Two years ago, a pared-down chamber Royal Scottish National Orchestra streamed Mahler’s Seventh Symphony at the Edinburgh International Festival from an empty Festival Theatre. Bravely titled “My Light Shines On”, everyone wondered how long it would be before a live audience could hear a Mahler symphony again indoors. That time has finally arrived as the RSNO, with a hundred players on stage, members of the Edinburgh Festival Chorus and the RSNO Youth Chorus, packed into the Usher Hall for Mahler’s huge Third Symphony, an event in itself. To add to an already special occasion, six ‘Forever Bells’ on loan from the Royal Liverpool Philharmonic gleamed on their own platform, making this the first time this work has been heard in Scotland with real church bells, as the composer intended.
There was a Liverpudlian connection for the world premiere: For Zoe, commissioned from Sir James MacMillan, commemorating Zoe Kitson who played cor anglais with the RSNO before moving to the RLPO, and who died in February. Hushed harmonics on the violins were an ethereal presence before cascading to the cellos as a plaintive cor anglais solo emerged. Only a few minutes long, but as the high violins vanished into the ether, a beautiful gesture of remembrance.

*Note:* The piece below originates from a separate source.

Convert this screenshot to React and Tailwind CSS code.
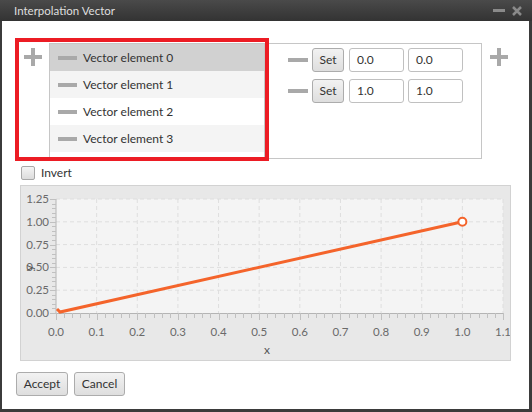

After a respectful silence, we were straight into Mahler’s incredible journey, abundant with nature, glimpsing the heavens and its depiction of exquisite love. The colossal first movement started with purpose, nine horns stridently heralding summer’s arrival, but instantly the music turned mysterious with a low growl in the brass, cellos and basses digging in fearsomely as if winter was not quite done yet. Alpine weather changes fast and Thomas Søndergård caught the mercurial moods perfectly, a soft bass drum heralding changes in a movement where the music stubbornly refuses to settle. The trombone solo was hauntingly mournful, contrasting with dancing strings as they introduced the march, Søndergård’s elbows flexing playfully. In a series of sound pictures, there are energetic highlights of the clarinets blowing cheekily over their stands, four shrieking piccolos and a three crash cymbal climax, but Søndergård was not afraid to shade the players down to moments of quiet intensity and sunny times, judging the pace perfectly as the music turned raucous, the jaunty summer march acquiring a military edge before a thrilling big finish.

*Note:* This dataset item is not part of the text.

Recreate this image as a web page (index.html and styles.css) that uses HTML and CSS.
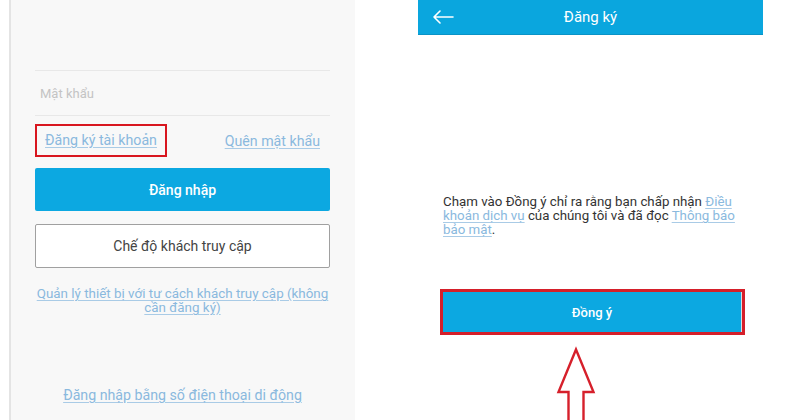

Flowers blossomed, soft strings and oboe breathed perfumed textures as a rustic dance began with a mischievous clarinet setting the scene, a rute to beat the bass drum adding texture. As the music swelled, Søndergård, toes at the very edge of the podium, leant right over the strings urging them on. Lively woodwinds in the Scherzo were interrupted by the off-stage posthorn, the players in a delicate balance of mountain mist.

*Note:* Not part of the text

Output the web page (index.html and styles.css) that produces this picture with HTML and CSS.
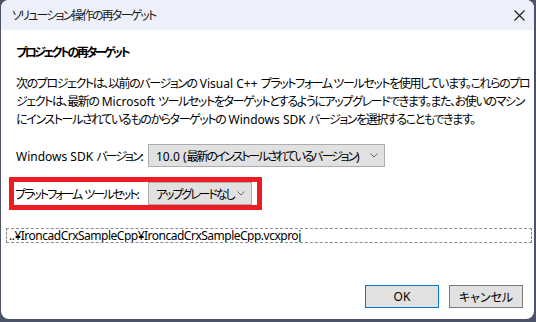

Linda Watson was well suited to Nietzche’s O Mensch from Thus Spake Zarathustra, her warm mezzo taking us from a troubling deep dream to joyous delight, the sliding oboe motif an insistent warning. It’s a long sit from warm up for the choirs, and a short sing, but as the church bells chimed, the Edinburgh Festival Chorus upper voices sang with character, but were upstaged by the excellent RSNO Youth Chorus who, off copy, sang with refreshing sparkle like a clear mountain stream. Finally Søndergård, moving from men and angels to love, maintained the momentum in the long slow movement, building the music through its series of climaxes to a blazing finish, the two timpani players stupendous at the end. “The symphony must be like the world. It must embrace everything.” Mahler’s epic words echoed how the audience felt as Søndergård brought his forces to their feet.